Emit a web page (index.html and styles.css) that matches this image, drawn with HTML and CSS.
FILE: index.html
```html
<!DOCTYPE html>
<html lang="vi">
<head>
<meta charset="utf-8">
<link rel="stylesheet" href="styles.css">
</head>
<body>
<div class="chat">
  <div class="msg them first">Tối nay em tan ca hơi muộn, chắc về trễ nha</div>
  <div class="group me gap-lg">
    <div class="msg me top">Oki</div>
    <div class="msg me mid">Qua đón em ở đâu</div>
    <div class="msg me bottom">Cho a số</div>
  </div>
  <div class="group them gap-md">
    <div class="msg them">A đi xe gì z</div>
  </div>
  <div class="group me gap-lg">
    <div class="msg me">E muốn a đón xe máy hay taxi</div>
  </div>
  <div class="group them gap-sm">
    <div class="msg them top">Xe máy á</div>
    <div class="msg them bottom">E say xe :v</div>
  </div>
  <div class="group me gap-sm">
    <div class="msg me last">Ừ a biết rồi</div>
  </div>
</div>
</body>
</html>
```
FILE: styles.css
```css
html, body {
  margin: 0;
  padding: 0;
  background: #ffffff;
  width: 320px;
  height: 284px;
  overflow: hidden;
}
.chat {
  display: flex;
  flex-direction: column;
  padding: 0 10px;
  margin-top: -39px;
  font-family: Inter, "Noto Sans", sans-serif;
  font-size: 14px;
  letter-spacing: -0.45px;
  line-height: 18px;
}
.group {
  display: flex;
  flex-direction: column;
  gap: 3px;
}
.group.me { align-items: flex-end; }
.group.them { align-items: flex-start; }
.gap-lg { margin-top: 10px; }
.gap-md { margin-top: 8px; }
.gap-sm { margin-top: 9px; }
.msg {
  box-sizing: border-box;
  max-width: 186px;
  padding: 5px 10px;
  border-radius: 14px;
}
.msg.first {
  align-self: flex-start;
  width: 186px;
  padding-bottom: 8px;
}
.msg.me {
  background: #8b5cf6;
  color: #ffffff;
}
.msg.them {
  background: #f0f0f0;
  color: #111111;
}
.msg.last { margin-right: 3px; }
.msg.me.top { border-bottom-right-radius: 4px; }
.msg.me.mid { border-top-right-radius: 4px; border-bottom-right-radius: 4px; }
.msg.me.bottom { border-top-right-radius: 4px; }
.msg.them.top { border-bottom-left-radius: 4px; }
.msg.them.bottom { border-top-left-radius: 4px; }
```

========================================================================

— Task objective —
Print the listing above in full, exactly as it is.

— Answer to the problem —
Emit a web page (index.html and styles.css) that matches this image, drawn with HTML and CSS.
FILE: index.html
```html
<!DOCTYPE html>
<html lang="vi">
<head>
<meta charset="utf-8">
<link rel="stylesheet" href="styles.css">
</head>
<body>
<div class="chat">
  <div class="msg them first">Tối nay em tan ca hơi muộn, chắc về trễ nha</div>
  <div class="group me gap-lg">
    <div class="msg me top">Oki</div>
    <div class="msg me mid">Qua đón em ở đâu</div>
    <div class="msg me bottom">Cho a số</div>
  </div>
  <div class="group them gap-md">
    <div class="msg them">A đi xe gì z</div>
  </div>
  <div class="group me gap-lg">
    <div class="msg me">E muốn a đón xe máy hay taxi</div>
  </div>
  <div class="group them gap-sm">
    <div class="msg them top">Xe máy á</div>
    <div class="msg them bottom">E say xe :v</div>
  </div>
  <div class="group me gap-sm">
    <div class="msg me last">Ừ a biết rồi</div>
  </div>
</div>
</body>
</html>
```
FILE: styles.css
```css
html, body {
  margin: 0;
  padding: 0;
  background: #ffffff;
  width: 320px;
  height: 284px;
  overflow: hidden;
}
.chat {
  display: flex;
  flex-direction: column;
  padding: 0 10px;
  margin-top: -39px;
  font-family: Inter, "Noto Sans", sans-serif;
  font-size: 14px;
  letter-spacing: -0.45px;
  line-height: 18px;
}
.group {
  display: flex;
  flex-direction: column;
  gap: 3px;
}
.group.me { align-items: flex-end; }
.group.them { align-items: flex-start; }
.gap-lg { margin-top: 10px; }
.gap-md { margin-top: 8px; }
.gap-sm { margin-top: 9px; }
.msg {
  box-sizing: border-box;
  max-width: 186px;
  padding: 5px 10px;
  border-radius: 14px;
}
.msg.first {
  align-self: flex-start;
  width: 186px;
  padding-bottom: 8px;
}
.msg.me {
  background: #8b5cf6;
  color: #ffffff;
}
.msg.them {
  background: #f0f0f0;
  color: #111111;
}
.msg.last { margin-right: 3px; }
.msg.me.top { border-bottom-right-radius: 4px; }
.msg.me.mid { border-top-right-radius: 4px; border-bottom-right-radius: 4px; }
.msg.me.bottom { border-top-right-radius: 4px; }
.msg.them.top { border-bottom-left-radius: 4px; }
.msg.them.bottom { border-top-left-radius: 4px; }
```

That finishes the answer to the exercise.